After visiting most of the groups, I had come to Ottawa and was living on Rideau Street itself. I had become a vegetarian that summer after joining the Vegetarian Society of Ottawa, somehow had one picture in my apartment with Krishna caressing a deer. I had enrolled myself for two evening courses at Ottawa U, one being Statistics that I highly disliked and the other being a course on Parapsychology that I relished. I had located the Hare Krishna temple and had gone by a few times observing devotees coming and going but I had never had the courage to directly enter the temple. To that day, although I had seen devotees, I had never had the opportunity to speak to one of them.
As I was walking down Rideau Street, I notice one Hare Krishna devotee coming in my direction. I knew he was distributing books and it was difficult for me to avoid him. As we approached one another, I sensed that he could likely approach me to take one of his books. He was carrying large books that were red in color. I remember his asking me if I knew about the Bhagavad-Gita. My simple reply was, yes, I have read the Gita, feeling a little proud about it. Of course my Penguin edition of the Gita was nothing compared to the large book he held in his hands, also entitled Bhagavad-Gita, but with the added “AS IT IS”. Reading this edition of the Bhagavad-Gita changed my life. I started visiting the Ottawa temple that same week.
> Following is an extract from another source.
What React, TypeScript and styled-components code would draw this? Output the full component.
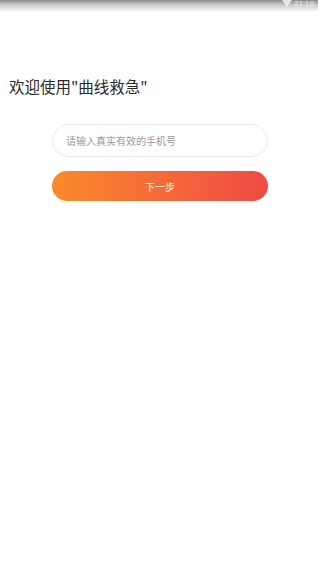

I always remembered this devotee and it was only 38 years after, in 2011 while visiting the Saranagati Eco Village in Western Canada that I again had the good fortune to get his association. His name is Vicaru das and this is what one of his Godbrothers, Dravida prabhu, had to say about him.
From Dravida prabhu…
“I worked with Vicaru Prabhu for two or three years in Los Angeles, between June 1975 and October 1978, when I left for Atlanta to work with the BI. I always remember him as a serious devotee who attended all the programs and was very responsible in his duty of production manager of the BTG. In 1977, when we had kind of a crisis at BTG and Srila Prabhupada returned the magazine to Satsvarupa Maharaja as editor in Chief, he, Maharaja, Drutakarma, and myself were practically putting the magazine out ourselves. A loyal Prabhupada man.”
All glories to Srila Prabhupada’s book distributors and the Bhagavad-gita on this auspicious day of Gita Jayanti, December 13, 2013, my 40th year in contact with the Song of the Lord.